Gearing up for the Herb Harvest Fall Festival at the Ozark Folk Center. This year we are highlighting the foods of the Southern United States–south of historic U.S. 40.
We have a line-up of great speakers and programs–check it out at https://www.arkansasstateparks.com/events/lavish-herbal-feast and https://www.arkansasstateparks.com/events/herb-harvest-fall-festival
Here is a sneak preview of a classic buttermilk pie–infused with herbal flavors.
Buttermilk Pie with Pecan Crust
This delicious recipe is adapted from The Beekman 1802 Heirloom Dessert Cookbook by Josh Kilmer-Purcell, Brent Ridge and Sandy Gluck. I tweaked it a bit and had an inspiration to infuse lemon basil in the buttermilk overnight, which gives a mild, lovely, ethereal flavor along with the mace blades. The original recipe calls for nutmeg, however I often use mace (which is the outer membrane covering the nutmeg shell), instead of nutmeg, because I love the aromatic flavor of this spice. The pie is still delicious if you decide not to infuse the herbs and spice–use plain buttermilk-and add the mace.
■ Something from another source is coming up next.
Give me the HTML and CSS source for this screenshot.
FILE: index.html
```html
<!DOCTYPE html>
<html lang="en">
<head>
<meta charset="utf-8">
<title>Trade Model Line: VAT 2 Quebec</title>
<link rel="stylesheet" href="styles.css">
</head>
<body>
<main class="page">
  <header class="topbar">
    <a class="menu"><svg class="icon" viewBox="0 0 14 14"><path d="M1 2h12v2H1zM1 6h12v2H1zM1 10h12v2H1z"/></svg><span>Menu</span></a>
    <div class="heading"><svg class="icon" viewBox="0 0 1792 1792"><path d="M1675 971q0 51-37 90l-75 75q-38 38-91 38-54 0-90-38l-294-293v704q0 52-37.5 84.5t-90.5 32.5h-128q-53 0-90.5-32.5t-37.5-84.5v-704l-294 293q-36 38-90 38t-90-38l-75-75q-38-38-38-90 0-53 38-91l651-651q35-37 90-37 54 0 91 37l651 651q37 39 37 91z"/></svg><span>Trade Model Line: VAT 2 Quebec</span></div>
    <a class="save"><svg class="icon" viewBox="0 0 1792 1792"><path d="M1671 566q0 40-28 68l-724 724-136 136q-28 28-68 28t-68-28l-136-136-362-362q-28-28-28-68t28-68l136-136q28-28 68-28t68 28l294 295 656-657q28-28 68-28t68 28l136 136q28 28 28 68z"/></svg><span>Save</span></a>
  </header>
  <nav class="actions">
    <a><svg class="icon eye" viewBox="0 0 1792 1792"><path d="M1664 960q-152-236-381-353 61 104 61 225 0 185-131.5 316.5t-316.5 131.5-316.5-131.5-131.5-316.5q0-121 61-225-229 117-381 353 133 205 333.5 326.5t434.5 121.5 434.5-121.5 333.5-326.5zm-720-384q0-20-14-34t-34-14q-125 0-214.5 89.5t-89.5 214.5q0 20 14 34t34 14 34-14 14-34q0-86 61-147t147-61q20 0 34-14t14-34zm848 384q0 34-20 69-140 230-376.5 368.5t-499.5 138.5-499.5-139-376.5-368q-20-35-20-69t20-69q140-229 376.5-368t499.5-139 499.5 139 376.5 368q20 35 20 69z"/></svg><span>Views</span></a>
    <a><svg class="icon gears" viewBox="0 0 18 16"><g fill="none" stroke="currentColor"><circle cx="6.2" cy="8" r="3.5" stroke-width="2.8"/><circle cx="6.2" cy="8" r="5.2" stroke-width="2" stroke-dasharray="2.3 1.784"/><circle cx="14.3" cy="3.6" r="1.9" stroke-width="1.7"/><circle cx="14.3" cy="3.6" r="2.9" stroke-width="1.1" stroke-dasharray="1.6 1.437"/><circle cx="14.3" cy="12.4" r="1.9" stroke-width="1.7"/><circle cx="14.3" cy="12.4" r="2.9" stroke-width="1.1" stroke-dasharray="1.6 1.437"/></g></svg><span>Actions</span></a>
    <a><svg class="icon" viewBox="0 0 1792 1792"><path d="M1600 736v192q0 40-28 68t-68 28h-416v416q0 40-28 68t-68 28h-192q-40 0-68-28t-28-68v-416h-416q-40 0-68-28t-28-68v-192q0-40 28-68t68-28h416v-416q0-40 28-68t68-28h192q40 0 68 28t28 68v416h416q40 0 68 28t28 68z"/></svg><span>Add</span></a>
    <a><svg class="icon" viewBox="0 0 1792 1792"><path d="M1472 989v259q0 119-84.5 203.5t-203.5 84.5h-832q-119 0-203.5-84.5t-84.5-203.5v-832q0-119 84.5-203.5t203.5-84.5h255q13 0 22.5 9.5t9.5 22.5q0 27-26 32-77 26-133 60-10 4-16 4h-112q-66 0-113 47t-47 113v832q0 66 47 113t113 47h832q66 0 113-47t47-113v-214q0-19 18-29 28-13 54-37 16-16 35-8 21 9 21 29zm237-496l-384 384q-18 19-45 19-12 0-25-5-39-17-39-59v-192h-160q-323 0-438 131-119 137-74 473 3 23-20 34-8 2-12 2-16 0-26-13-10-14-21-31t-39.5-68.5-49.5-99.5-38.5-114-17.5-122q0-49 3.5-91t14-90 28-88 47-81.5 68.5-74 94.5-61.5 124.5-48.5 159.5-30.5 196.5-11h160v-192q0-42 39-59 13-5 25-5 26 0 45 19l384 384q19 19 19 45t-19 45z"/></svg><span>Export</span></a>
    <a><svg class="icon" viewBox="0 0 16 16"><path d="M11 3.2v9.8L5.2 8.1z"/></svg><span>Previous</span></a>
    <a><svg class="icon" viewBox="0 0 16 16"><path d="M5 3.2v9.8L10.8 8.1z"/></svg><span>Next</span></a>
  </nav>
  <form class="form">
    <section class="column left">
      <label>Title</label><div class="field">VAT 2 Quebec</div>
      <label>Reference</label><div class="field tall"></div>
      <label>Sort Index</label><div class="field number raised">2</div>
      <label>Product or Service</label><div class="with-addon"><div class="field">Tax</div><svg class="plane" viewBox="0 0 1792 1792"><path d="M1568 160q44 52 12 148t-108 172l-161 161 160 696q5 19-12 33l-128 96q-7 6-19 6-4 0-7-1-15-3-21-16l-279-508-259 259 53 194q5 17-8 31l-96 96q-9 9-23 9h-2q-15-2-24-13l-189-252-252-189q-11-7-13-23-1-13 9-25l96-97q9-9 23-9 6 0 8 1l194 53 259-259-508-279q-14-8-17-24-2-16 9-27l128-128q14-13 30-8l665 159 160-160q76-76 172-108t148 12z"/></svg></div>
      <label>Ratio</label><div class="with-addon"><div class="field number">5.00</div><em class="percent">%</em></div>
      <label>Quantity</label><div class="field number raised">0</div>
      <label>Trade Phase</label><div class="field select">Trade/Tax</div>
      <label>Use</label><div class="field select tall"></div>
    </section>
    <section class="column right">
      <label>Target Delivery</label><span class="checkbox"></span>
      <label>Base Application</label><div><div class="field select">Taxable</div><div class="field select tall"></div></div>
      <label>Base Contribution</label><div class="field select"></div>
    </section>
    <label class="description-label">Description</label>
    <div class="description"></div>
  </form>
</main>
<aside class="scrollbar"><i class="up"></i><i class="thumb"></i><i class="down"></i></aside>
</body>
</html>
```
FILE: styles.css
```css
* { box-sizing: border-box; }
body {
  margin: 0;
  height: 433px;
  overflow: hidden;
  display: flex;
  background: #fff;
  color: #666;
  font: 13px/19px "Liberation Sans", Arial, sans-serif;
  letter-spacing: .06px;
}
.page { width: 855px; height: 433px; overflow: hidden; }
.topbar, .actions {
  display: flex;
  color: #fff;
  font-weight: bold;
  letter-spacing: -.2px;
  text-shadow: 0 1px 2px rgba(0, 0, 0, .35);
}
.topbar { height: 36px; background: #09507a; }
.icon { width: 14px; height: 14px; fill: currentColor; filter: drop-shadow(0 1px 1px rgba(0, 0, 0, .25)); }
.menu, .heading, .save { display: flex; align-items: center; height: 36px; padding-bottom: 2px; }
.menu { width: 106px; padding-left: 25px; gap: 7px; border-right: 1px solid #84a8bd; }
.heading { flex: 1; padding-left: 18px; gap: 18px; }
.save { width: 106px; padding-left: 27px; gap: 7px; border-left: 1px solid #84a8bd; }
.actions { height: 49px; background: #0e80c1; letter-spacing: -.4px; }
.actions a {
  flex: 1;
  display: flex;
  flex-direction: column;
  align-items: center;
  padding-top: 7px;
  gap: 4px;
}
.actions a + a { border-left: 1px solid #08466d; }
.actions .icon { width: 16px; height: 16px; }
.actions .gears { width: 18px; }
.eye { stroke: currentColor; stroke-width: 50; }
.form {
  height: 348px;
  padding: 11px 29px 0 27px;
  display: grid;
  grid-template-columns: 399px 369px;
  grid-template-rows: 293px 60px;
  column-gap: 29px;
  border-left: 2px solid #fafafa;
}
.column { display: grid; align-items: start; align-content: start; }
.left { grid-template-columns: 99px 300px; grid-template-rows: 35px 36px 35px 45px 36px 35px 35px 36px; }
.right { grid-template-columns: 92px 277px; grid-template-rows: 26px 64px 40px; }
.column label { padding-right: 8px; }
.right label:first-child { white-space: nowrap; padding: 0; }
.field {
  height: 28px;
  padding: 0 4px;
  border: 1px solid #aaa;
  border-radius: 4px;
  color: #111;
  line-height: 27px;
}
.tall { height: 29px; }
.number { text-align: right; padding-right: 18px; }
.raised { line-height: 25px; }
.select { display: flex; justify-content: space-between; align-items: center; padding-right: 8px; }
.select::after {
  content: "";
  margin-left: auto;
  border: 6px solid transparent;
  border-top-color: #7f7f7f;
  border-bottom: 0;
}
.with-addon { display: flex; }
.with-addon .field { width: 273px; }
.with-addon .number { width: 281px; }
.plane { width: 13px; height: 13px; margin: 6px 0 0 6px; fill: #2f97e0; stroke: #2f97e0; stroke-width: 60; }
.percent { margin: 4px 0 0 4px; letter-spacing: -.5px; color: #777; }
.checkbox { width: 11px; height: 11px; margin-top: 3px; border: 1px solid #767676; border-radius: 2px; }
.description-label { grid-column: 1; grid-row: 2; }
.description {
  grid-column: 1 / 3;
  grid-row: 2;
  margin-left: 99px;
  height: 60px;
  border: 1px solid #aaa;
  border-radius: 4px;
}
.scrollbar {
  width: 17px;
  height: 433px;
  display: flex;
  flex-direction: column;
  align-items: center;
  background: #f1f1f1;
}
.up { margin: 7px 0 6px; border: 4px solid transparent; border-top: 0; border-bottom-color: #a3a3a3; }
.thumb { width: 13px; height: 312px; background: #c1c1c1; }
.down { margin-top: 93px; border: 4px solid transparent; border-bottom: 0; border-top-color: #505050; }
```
I enjoy this pie barely warm or at room temperature. If there are leftovers, refrigerate, and remove to stand at room temperature about 30 minutes before serving.
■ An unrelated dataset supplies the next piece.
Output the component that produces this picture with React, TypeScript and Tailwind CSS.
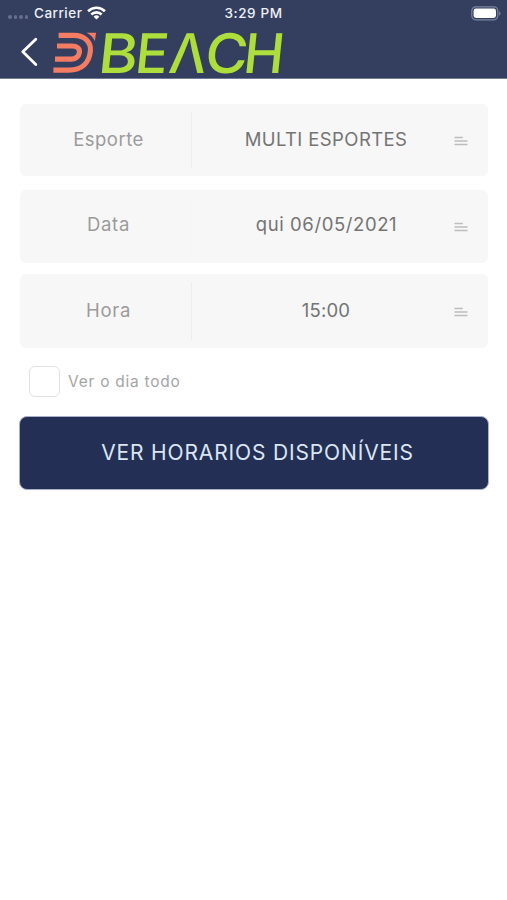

It is delightful as is, although I like a few toasted pecan halves for garnish. It could be served with fresh sliced peaches or nectarines, berries or lightly poached pears.
Makes a 9-inch pie; serves 8
Buttermilk infusion:
1 1/3 cup buttermilk
Generous 1/4 cup rough-chopped lemon basil leaves
2 mace blades or scant 1/4 teaspoon ground mace
Combine the buttermilk, lemon basil and mace in a jar with a tight-fitting lid and shake well. Refrigerate overnight or for at least a few hours. When ready to make the filling, pour the buttermilk through a strainer, pressing on the leaves to remove the essence.
Crust:
1 1/4 cups unbleached flour
1/2 cup pecans
1 tablespoon organic sugar
Scant 1/2 teaspoon sea salt
5 tablespoons unsalted butter, chilled and cut into pieces
1 large egg
Combine the flour, pecans, sugar and salt in the bowl of a food processor and pulse until the nuts are finely ground. Add the butter and egg and pulse until the dough just starts to come together-don’t let it form into a ball. Turn the dough out and pat it into a disk, wrap in plastic wrap and refrigerate for a minimum of 30 minutes or overnight.
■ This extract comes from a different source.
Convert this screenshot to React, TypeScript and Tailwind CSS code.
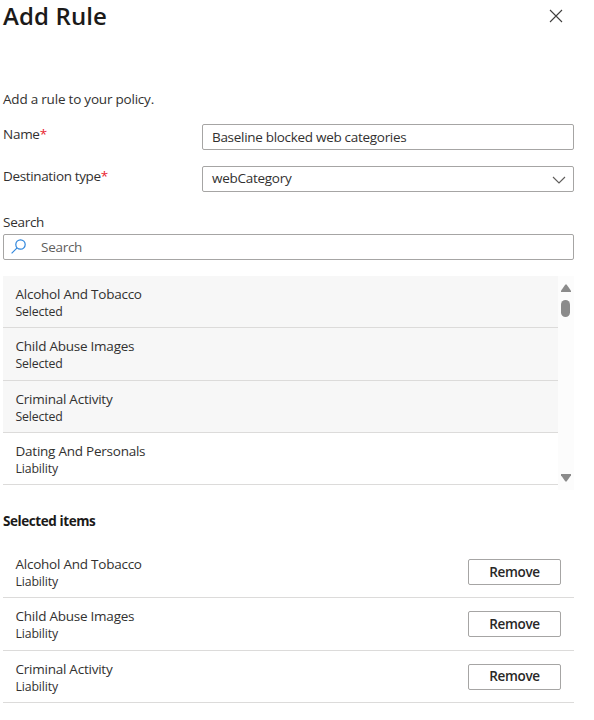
import React from "react";

type Item = { name: string; status: string };

const categories: Item[] = [
  { name: "Alcohol And Tobacco", status: "Selected" },
  { name: "Child Abuse Images", status: "Selected" },
  { name: "Criminal Activity", status: "Selected" },
  { name: "Dating And Personals", status: "Liability" },
];

const selected: string[] = ["Alcohol And Tobacco", "Child Abuse Images", "Criminal Activity"];

function Label({ item }: { item: Item }) {
  return (
    <div className="whitespace-nowrap">
      <div className="text-[13.5px] leading-[18px] tracking-[-0.24px]">{item.name}</div>
      <div className="text-[12.3px] leading-[17.6px] tracking-[-0.15px]">{item.status}</div>
    </div>
  );
}

function Required() {
  return <span className="text-[#e8232f]">*</span>;
}

export default function App() {
  return (
    <main className="h-[720px] w-[594px] overflow-hidden bg-white pl-[3px] font-['Open_Sans','Noto_Sans',sans-serif] text-[13.5px] tracking-[-0.27px] text-[#323130]">
      <header className="flex h-[89px] w-[571px] items-start justify-between">
        <h1 className="text-[24px] leading-[31px] font-semibold tracking-[0.12px] text-[#1b1a19]">Add Rule</h1>
        <button aria-label="Close" className="mt-[9px] mr-[11px]">
          <svg width="14" height="14" viewBox="0 0 14 14" fill="none" stroke="#403f3e" strokeWidth="1.1">
            <path d="M1 1l12 12M13 1L1 13" />
          </svg>
        </button>
      </header>
      <p className="h-[35px] leading-[20px] tracking-[-0.21px]">Add a rule to your policy.</p>
      <div className="flex h-[42px] w-[571px] justify-between">
        <label className="leading-[20px]">Name<Required /></label>
        <div className="flex h-[26px] w-[372px] items-center rounded-[2px] border border-[#a6a5a4] px-[9px] tracking-[-0.3px]">
          Baseline blocked web categories
        </div>
      </div>
      <div className="flex h-[46px] w-[571px] justify-between">
        <label className="leading-[20px] tracking-[-0.35px]">Destination type<Required /></label>
        <div className="flex h-[26px] w-[372px] items-center justify-between rounded-[2px] border border-[#a6a5a4] pr-[7px] pl-[9px]">
          <span className="-mt-0.5">webCategory</span>
          <svg className="mt-[1px]" width="14" height="8" viewBox="0 0 14 8" fill="none" stroke="#605e5c" strokeWidth="1.15">
            <path d="M1 1l6 6 6-6" />
          </svg>
        </div>
      </div>
      <label className="block h-[22px] leading-[20px]">Search</label>
      <div className="flex h-[26px] w-[571px] items-center rounded-[2px] border border-[#a6a5a4] pl-[7px] text-[#605e5c]">
        <svg className="-mt-0.5 mr-[15px]" width="15" height="15" viewBox="0 0 15 15" fill="none" stroke="#2f86dc" strokeWidth="1.2">
          <circle cx="9.5" cy="5.5" r="4.7" />
          <path d="M6.1 8.9L.6 14.4" />
        </svg>
        Search
      </div>
      <section className="mt-4 flex h-[214px] w-[571px]">
        <div className="w-[555px]">
          {categories.map((c) => (
            <div
              key={c.name}
              className={
                c.status === "Selected"
                  ? "h-[52.3px] border-b border-[#dcdbda] bg-[#f7f7f7] pt-[9px] pl-[12.5px]"
                  : "h-[52.3px] border-b border-[#dcdbda] pt-[9px] pl-[12.5px]"
              }
            >
              <Label item={c} />
            </div>
          ))}
        </div>
        <div className="flex w-4 flex-col items-center bg-[#fcfcfc] pt-2 pr-px">
          <svg width="10" height="8" viewBox="0 0 10 8" fill="#8b8b8b"><path d="M4.4.5h1.2L10 6.8V8H0V6.8z" /></svg>
          <div className="mt-2 h-[17px] w-[9px] rounded-full bg-[#8b8b8b]" />
          <svg className="mt-auto mb-2" width="10" height="8" viewBox="0 0 10 8" fill="#8b8b8b"><path d="M0 0h10v1.2L5.6 7.5H4.4L0 1.2z" /></svg>
        </div>
      </section>
      <h2 className="mt-[21px] leading-5 font-bold tracking-[-0.42px] text-[#1b1a19]">Selected items</h2>
      <div className="mt-[15px] w-[571px]">
        {selected.map((s) => (
          <div key={s} className="flex h-[52.3px] items-start justify-between border-b border-[#dcdbda] pt-[9px] pr-[13px] pl-[12.5px]">
            <Label item={{ name: s, status: "Liability" }} />
            <button className="mt-[4px] h-[26px] w-[93px] rounded-[2px] border border-[#a6a5a4] font-semibold tracking-[-0.3px] text-[#292827]">Remove</button>
          </div>
        ))}
      </div>
    </main>
  );
}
Flour your work surface and roll the dough out with a floured rolling pin into a 12-inch round. Carefully transfer the dough to a 9-inch pie plate and press the dough against the bottom and sides of the pan, making sure that it is evenly thin. Use a knife to trim the dough leaving about 1-inch overhang. Fold this over, doubling the dough around the edge and crimp with your fingers or a fork. Chill the pie crust for at least an hour.
When ready to bake the crust, preheat the oven to 400° F. Cover the pie dough with parchment paper leaving and overhang to cover the edges and add pie weights or dried beans to cover the bottom. Bake the crust for 15 minutes. Remove the parchment with the weights and bake for 10 minutes more until lightly browned. Remove to cool on a baking rack and reduce oven temp to 325° F.
Filling:
1 cup organic sugar
3 tablespoons cornstarch
Large pinch salt
1 1/3 cups infused buttermilk
6 tablespoons unsalted butter, melted
1 teaspoon fresh lemon zest
3 large eggs
Combine the sugar, cornstarch and salt in the bowl of a food processor and pulse to mix. Add the buttermilk, melted butter, lemon zest and eggs; pulse to combine. Pour the filling into the warm pie shell. Bake for about 1 hour until the filling is set and just barely wobbly in the center. Remove the pie to a baking rack to cool before serving. Cut into slices and garnish with toasted pecans casually scattered over each slice once plated (about 1 scant cup for the whole pie).